During the conference, a showing of a rare manuscript will be offered at the Lilly Library, one of two libraries outside Europe to own Renaissance manuscripts containing Isaac's music.

Concerts will be performed by the award-winning vocal ensemble Liber (formerly Liber unusualis) and the vocal-instrumental group ˇSacabuche!, which is made up of former and current students from the Jacobs School. In addition, vocal ensemble Vox Reflexa, composed of Jacobs students, will provide live musical examples during the conference presentations, affording an opportunity to the singers to work closely with some of the greatest experts in the field of Renaissance music.

Giovanni Zanovello, assistant professor in the Department of Musicology and the main organizer of the conference, said he is energized by the response from international presenters. "An impressive array of top scholars in the field are participating, despite the difficult times, which confirms how fascinating the topic is," he said. "The scholarship on Isaac is very dynamic, thanks to the recent discovery of unknown music and documents. The conference and performances in Bloomington will hopefully help further our knowledge of this composer. Much more remains to be done in terms of scholarship, and most of Isaac's works have seldom been performed in modern times and have rarely been recorded."

"We are delighted to host the first significant conference fully devoted to Heinrich Isaac, one of the most celebrated musicians and composers of the Renaissance," said Peter Burkholder, chair of the Musicology Department. "Isaac richly deserves our attention, as his music deserves more performance and study."

Public events presented by the Bloomington Early Music Festival

Friday, May 21: Unitarian Universalist Church of Bloomington, 2120 North Fee Lane.

  • 6 p.m. Public lecture by Professor Giovanni Zanovello
  • 7 p.m. Concert: ˇSacabuche!
  • After-concert reception sponsored by the Bloomington Early Music Festival

Saturday, May 22, 2010: Unitarian Universalist Church of Bloomington, 2120 North Fee Lane.

  • 6 PM Concert: Liber

Tickets ($15 general/$10 students) for the concerts are available in advance from the Sunrise Box Office at the Buskirk-Chumley Theater.
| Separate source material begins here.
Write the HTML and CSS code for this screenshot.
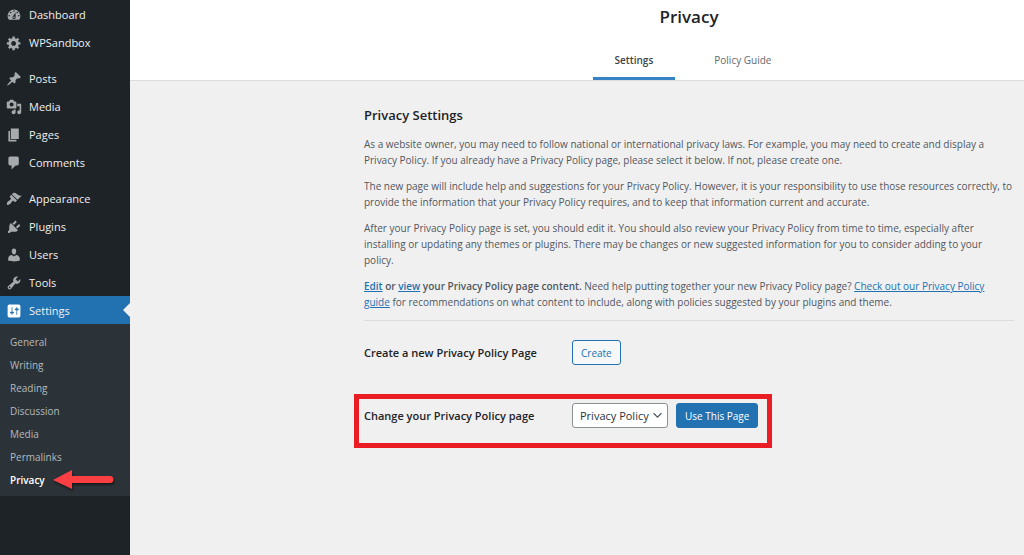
FILE: index.html
```html
<!DOCTYPE html>
<html lang="en">
  <head>
    <meta charset="utf-8">
    <title>Privacy</title>
    <meta name="viewport" content="width=device-width, initial-scale=1">
    <link rel="stylesheet" href="styles.css">
  </head>
  <body>
    <nav class="sidebar">
      <ul class="menu">
        <li><a href="#"><svg viewBox="0 0 20 20"><path d="M3.76 16h12.48c1.09-1.27 1.76-2.92 1.76-4.73C18 7.21 14.42 3 10 3s-8 4.21-8 8.27c0 1.81.67 3.46 1.76 4.73zM10 4c.55 0 1 .45 1 1s-.45 1-1 1-1-.45-1-1 .45-1 1-1zM6 6c.55 0 1 .45 1 1s-.45 1-1 1-1-.45-1-1 .45-1 1-1zm8 0c.55 0 1 .45 1 1s-.45 1-1 1-1-.45-1-1 .45-1 1-1zm-5.37 5.55L12 7v6c0 1.1-.9 2-2 2s-2-.9-2-2c0-.57.24-1.08.63-1.45zM4 10c.55 0 1 .45 1 1s-.45 1-1 1-1-.45-1-1 .45-1 1-1zm12 0c.55 0 1 .45 1 1s-.45 1-1 1-1-.45-1-1 .45-1 1-1zm-5 3c0-.55-.45-1-1-1s-1 .45-1 1 .45 1 1 1 1-.45 1-1z"/></svg>Dashboard</a></li>
        <li><a href="#"><svg viewBox="0 0 20 20"><path d="M18 12h-2.18c-.17.7-.44 1.35-.81 1.93l1.54 1.54-2.1 2.1-1.54-1.54c-.58.36-1.23.63-1.91.79V19H8v-2.18c-.68-.16-1.33-.43-1.91-.79l-1.54 1.54-2.12-2.12 1.54-1.54c-.36-.58-.63-1.23-.79-1.91H1V9.03h2.17c.16-.7.44-1.35.8-1.94L2.43 5.55l2.1-2.1 1.54 1.54c.58-.37 1.24-.64 1.93-.81V2h3v2.18c.68.16 1.33.43 1.91.79l1.54-1.54 2.12 2.12-1.54 1.54c.36.59.64 1.24.8 1.94H18V12zm-8.5 1.5c1.66 0 3-1.34 3-3s-1.34-3-3-3-3 1.34-3 3 1.34 3 3 3z"/></svg>WPSandbox</a></li>
        <li class="separator"></li>
        <li><a href="#"><svg viewBox="0 0 20 20"><path d="M10.44 3.02l1.82-1.82 6.36 6.35-1.83 1.82c-1.05-.68-2.48-.57-3.41.36l-.75.75c-.92.93-1.04 2.35-.35 3.41l-1.83 1.82-2.41-2.41-2.8 2.79c-.42.42-3.38 2.71-3.8 2.29s1.86-3.39 2.28-3.81l2.79-2.79L4.1 9.36l1.83-1.82c1.05.69 2.48.57 3.4-.36l.75-.75c.93-.92 1.05-2.35.36-3.41z"/></svg>Posts</a></li>
        <li><a href="#"><svg viewBox="0 0 20 20"><path d="M13 11V4c0-.55-.45-1-1-1h-1.67L9 1H5L3.67 3H2c-.55 0-1 .45-1 1v7c0 .55.45 1 1 1h10c.55 0 1-.45 1-1zM7 4.5c1.38 0 2.5 1.12 2.5 2.5S8.38 9.5 7 9.5 4.5 8.38 4.5 7 5.62 4.5 7 4.5zM14 6h5v10.5c0 1.38-1.12 2.5-2.5 2.5S14 17.88 14 16.5s1.12-2.5 2.5-2.5c.17 0 .34.02.5.05V9h-3V6zm-4 8.05V13h2v3.5c0 1.38-1.12 2.5-2.5 2.5S7 17.88 7 16.5 8.12 14 9.5 14c.17 0 .34.02.5.05z"/></svg>Media</a></li>
        <li><a href="#"><svg viewBox="0 0 20 20"><path d="M6 15V2h10v13H6zm-1 1h8v2H3V5h2v11z"/></svg>Pages</a></li>
        <li><a href="#"><svg viewBox="0 0 20 20"><path d="M5 2h9c1.1 0 2 .9 2 2v7c0 1.1-.9 2-2 2h-2l-5 5v-5H5c-1.1 0-2-.9-2-2V4c0-1.1.9-2 2-2z"/></svg>Comments</a></li>
        <li class="separator"></li>
        <li><a href="#"><svg viewBox="0 0 20 20"><path d="M14.48 11.06L7.41 3.99l1.5-1.5c.5-.56 2.3-.47 3.51.32 1.21.8 1.43 1.28 2.91 2.1 1.18.64 2.45 1.26 4.45.85zm-.71.71L6.7 4.7 4.93 6.47c-.39.39-.39 1.02 0 1.41l1.06 1.06c.39.39.39 1.03 0 1.42-.6.6-1.43 1.11-2.21 1.69-.35.26-.7.53-1.01.84C1.43 14.23.4 16.08 1.4 17.07c.99 1 2.84-.03 4.18-1.36.31-.31.58-.66.85-1.02.57-.78 1.08-1.61 1.69-2.21.39-.39 1.02-.39 1.41 0l1.06 1.06c.39.39 1.02.39 1.41 0z"/></svg>Appearance</a></li>
        <li><a href="#"><svg viewBox="0 0 20 20"><path d="M13.11 4.36L9.87 7.6 8 5.73l3.24-3.24c.35-.34 1.05-.2 1.56.32.52.51.66 1.21.31 1.55zm-8 1.77l.91-1.12 9.01 9.01-1.19.84c-.71.71-2.63 1.16-3.82 1.16H6.14L4.9 17.26c-.59.59-1.54.59-2.12 0-.59-.58-.59-1.53 0-2.12l1.24-1.24v-3.88c0-1.13.4-3.19 1.09-3.89zm7.26 3.97l3.24-3.24c.34-.35 1.04-.21 1.55.31.52.51.66 1.21.31 1.55l-3.24 3.25z"/></svg>Plugins</a></li>
        <li><a href="#"><svg viewBox="0 0 20 20"><path d="M10 9.25c-2.27 0-2.73-3.44-2.73-3.44C7 4.02 7.82 2 9.97 2c2.16 0 2.98 2.02 2.71 3.81 0 0-.41 3.44-2.68 3.44zm0 2.57L12.72 10c2.39 0 4.52 2.33 4.52 4.53v2.49s-3.65 1.13-7.24 1.13c-3.65 0-7.24-1.13-7.24-1.13v-2.49c0-2.25 1.94-4.48 4.47-4.48z"/></svg>Users</a></li>
        <li><a href="#"><svg viewBox="0 0 20 20"><path d="M16.68 9.77c-1.34 1.34-3.3 1.67-4.95.99l-5.41 6.52c-.99.99-2.59.99-3.58 0s-.99-2.59 0-3.57l6.52-5.42c-.68-1.65-.35-3.61.99-4.95 1.28-1.28 3.12-1.62 4.72-1.06l-2.89 2.89 2.82 2.82 2.86-2.87c.53 1.58.18 3.39-1.08 4.65zM3.81 16.21c.4.39 1.04.39 1.43 0 .4-.4.4-1.04 0-1.43-.39-.4-1.03-.4-1.43 0-.39.39-.39 1.03 0 1.43z"/></svg>Tools</a></li>
        <li class="current"><a href="#"><svg viewBox="0 0 20 20"><path d="M18 16V4c0-1.1-.9-2-2-2H4c-1.1 0-2 .9-2 2v12c0 1.1.9 2 2 2h12c1.1 0 2-.9 2-2zM8 11h1c.55 0 1 .45 1 1s-.45 1-1 1H8v1.5c0 .28-.22.5-.5.5s-.5-.22-.5-.5V13H6c-.55 0-1-.45-1-1s.45-1 1-1h1V5.5c0-.28.22-.5.5-.5s.5.22.5.5V11zm5-2h-1c-.55 0-1-.45-1-1s.45-1 1-1h1V5.5c0-.28.22-.5.5-.5s.5.22.5.5V7h1c.55 0 1 .45 1 1s-.45 1-1 1h-1v5.5c0 .28-.22.5-.5.5s-.5-.22-.5-.5V9z"/></svg>Settings</a></li>
      </ul>
      <ul class="submenu">
        <li><a href="#">General</a></li>
        <li><a href="#">Writing</a></li>
        <li><a href="#">Reading</a></li>
        <li><a href="#">Discussion</a></li>
        <li><a href="#">Media</a></li>
        <li><a href="#">Permalinks</a></li>
        <li class="active">
          <a href="#">Privacy</a>
          <svg class="arrow" viewBox="0 0 64 24"><path d="M1 11L20 1v6h38a3 3 0 0 1 0 7H20v6z"/></svg>
        </li>
      </ul>
    </nav>

    <div class="page">
      <header class="header">
        <h1>Privacy</h1>
        <nav class="tabs">
          <a href="#" class="tab active">Settings</a>
          <a href="#" class="tab">Policy Guide</a>
        </nav>
      </header>

      <main class="content">
        <h2>Privacy Settings</h2>
        <p>As a website owner, you may need to follow national or international privacy laws. For example, you may need to create and display a Privacy Policy. If you already have a Privacy Policy page, please select it below. If not, please create one.</p>
        <p>The new page will include help and suggestions for your Privacy Policy. However, it is your responsibility to use those resources correctly, to provide the information that your Privacy Policy requires, and to keep that information current and accurate.</p>
        <p>After your Privacy Policy page is set, you should edit it. You should also review your Privacy Policy from time to time, especially after installing or updating any themes or plugins. There may be changes or new suggested information for you to consider adding to your policy.</p>
        <p><strong><a href="#">Edit</a> or <a href="#">view</a> your Privacy Policy page content.</strong> Need help putting together your new Privacy Policy page? <a href="#">Check out our Privacy Policy<br>guide</a> for recommendations on what content to include, along with policies suggested by your plugins and theme.</p>
        <hr>
        <form class="row">
          <label for="create-page">Create a new Privacy Policy Page</label>
          <button type="button" id="create-page" class="button">Create</button>
        </form>
        <form class="row highlight">
          <label for="page-select">Change your Privacy Policy page</label>
          <div class="select">
            <select id="page-select">
              <option>Privacy Policy</option>
            </select>
            <svg viewBox="0 0 20 20"><path d="M5 6l5 5 5-5 2 1-7 7-7-7 2-1z"/></svg>
          </div>
          <button type="button" class="button primary">Use This Page</button>
        </form>
      </main>
    </div>
  </body>
</html>
```
FILE: styles.css
```css
* {
    box-sizing: border-box;
}

body {
    margin: 0;
    display: flex;
    min-height: 100vh;
    font-family: "Open Sans", sans-serif;
    font-size: 10px;
    line-height: 16px;
    color: #50575e;
    background: #f0f0f1;
}

a {
    color: #2271b1;
}

ul {
    list-style: none;
    margin: 0;
    padding: 0;
}

/* Sidebar */
.sidebar {
    flex: none;
    width: 130px;
    background: #1d2327;
}

.menu a {
    display: flex;
    align-items: center;
    gap: 7px;
    height: 28px;
    padding: 1px 0 0 6px;
    font-size: 11px;
    color: #f0f0f1;
    text-decoration: none;
}

.menu svg {
    width: 16px;
    height: 16px;
    fill: #a7aaad;
}

.separator {
    height: 8px;
}

.current {
    position: relative;
    background: #2271b1;
}

.menu .current svg {
    fill: #fff;
}

.current::after {
    content: "";
    position: absolute;
    right: 0;
    top: 7px;
    border: 7px solid transparent;
    border-left: 0;
    border-right-color: #f0f0f1;
}

.submenu {
    padding: 7px 0 4px;
    background: #2c3338;
}

.submenu li {
    position: relative;
    padding-left: 10px;
}

.submenu a {
    display: block;
    line-height: 23px;
    color: #b4b9be;
    text-decoration: none;
}

.submenu .active a {
    font-weight: 600;
    color: #fff;
}

.arrow {
    position: absolute;
    left: 52px;
    top: 0;
    width: 64px;
    height: 24px;
    fill: #fb3f42;
    filter: drop-shadow(1px 2px 1px rgba(0, 0, 0, 0.5));
}

/* Page */
.page {
    flex: 1;
    min-width: 0;
}

.header {
    padding-left: 224px;
    background: #fff;
    border-bottom: 1px solid #dcdcde;
    text-align: center;
}

h1 {
    margin: 0;
    padding-top: 5px;
    font-size: 17px;
    line-height: 24px;
    font-weight: 600;
    color: #1d2327;
}

.tabs {
    display: flex;
    justify-content: center;
    gap: 17px;
    margin-top: 13px;
    padding-left: 8px;
}

.tab {
    padding: 10px 22px 9px;
    border-bottom: 3px solid transparent;
    color: #646970;
    text-decoration: none;
}

.tab.active {
    border-color: #3582c4;
    font-weight: 600;
    color: #3c434a;
}

.content {
    max-width: 650px;
    margin-left: 234px;
    margin-right: 10px;
    padding-top: 24px;
}

h2 {
    margin: 0 0 11px;
    font-size: 13px;
    line-height: 20px;
    font-weight: 600;
    color: #1d2327;
}

p {
    margin: 0 0 10px;
}

strong {
    font-weight: 600;
}

hr {
    margin: 0 0 19px;
    border: 0;
    border-top: 1px solid #dcdcde;
}

/* Form rows */
.row {
    display: flex;
    align-items: center;
}

.row label {
    width: 208px;
    font-size: 11px;
    font-weight: 600;
    color: #1d2327;
}

.button {
    height: 25px;
    padding: 0 8px;
    border: 1px solid #2271b1;
    border-radius: 3px;
    background: #f6f7f7;
    font-family: inherit;
    font-size: 10px;
    color: #2271b1;
}

.button.primary {
    margin-left: 8px;
    background: #2271b1;
    color: #fff;
}

.select {
    position: relative;
}

.select select {
    appearance: none;
    display: block;
    width: 96px;
    height: 25px;
    padding: 0 16px 0 7px;
    border: 1px solid #8c8f94;
    border-radius: 3px;
    background: #fff;
    font-family: inherit;
    font-size: 11px;
    color: #2c3338;
}

.select svg {
    position: absolute;
    right: 4px;
    top: 6px;
    width: 13px;
    height: 13px;
    fill: #50575e;
    pointer-events: none;
}

.highlight {
    width: fit-content;
    margin: 29px 0 0 -10px;
    padding: 4px 9px 15px 5px;
    border: 5px solid #ea1c24;
}
```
Tickets will also be available at the events.

About Heinrich Isaac

Heinrich Isaac (c. 1450-1517) is a fairly unfamiliar name even for music lovers today, but in his own time the Flemish singers and composer was considered one of the top living musicians, together with Josquin Des Pres and Jacob Obrecht. Gentleman and music aficionado Paolo Cortesi famously wrote, " . . . Heinrich Isaac of France is judged to be most apt to compose such precentorial songs [motets]; for, in addition to being much quicker than all the others in pouring forth this genre, his style of composition brightens the singing so floridly that it more than satiates the ordinary capacity of the ear."

At the same time, Isaac was different from his most important colleagues because he was not ordained -- he married a Florentine woman during his first 10-year stay there -- and because of the extreme variety of his compositional style. Because of his superior Flemish musical education, regarded very highly in his days, he wrote Masses, Motets, and chansons. As a curious musician, during his stays in Italy and Central Europe he became adept at local traditions, to the extent that he was later credited for renewing such local genres as the Florentine carnival song or the German Tenorlied.